Provide the coach with the following:
### 3a (8 pts)
Two sets of estimates of the players' save percentage for the remainder of the two seasons, the James-Stein estimate and the maximum likelihood estimate (MLE)
### 3b (8 pts)
A comparison of the accuracy of each of your two sets of estimates.
### 3c (6 pts)
The relative amount of shrinkage towards the overall league average that a goalie can expect after roughly 1600 shots
### 3d (8 pts)
A summary of your findings, in 2-3 non-technical sentences.
## 4 (5 pts)
Earlier in class we separated shots by position (forwards, defense) and we also advocated a similar strategy in baseball.
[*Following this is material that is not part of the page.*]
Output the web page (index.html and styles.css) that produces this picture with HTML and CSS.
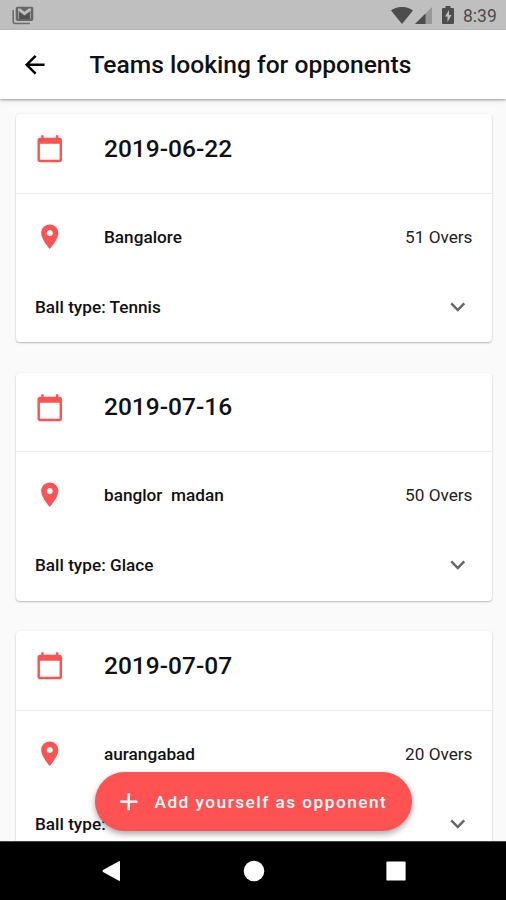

Justify the decision to not attempt such a strategy in this analysis.
## 5 (6 pts)ec
Using concepts from our hockey readings as a guide, comment on save percentage in hockey with respect to both its repeatability and its importance to team success.
## 6 (5 pts)
Given your results above, do you think there would be more or less reversion to the league average when looking at the three point success rate of NBA shooters with a similar number of attempts (~ 1600)? Explain your answer.
## (Bonus, 5 points)
Visualize the James-Stein estimator with respect to past performance and eventual career performance for these ten hockey goalies.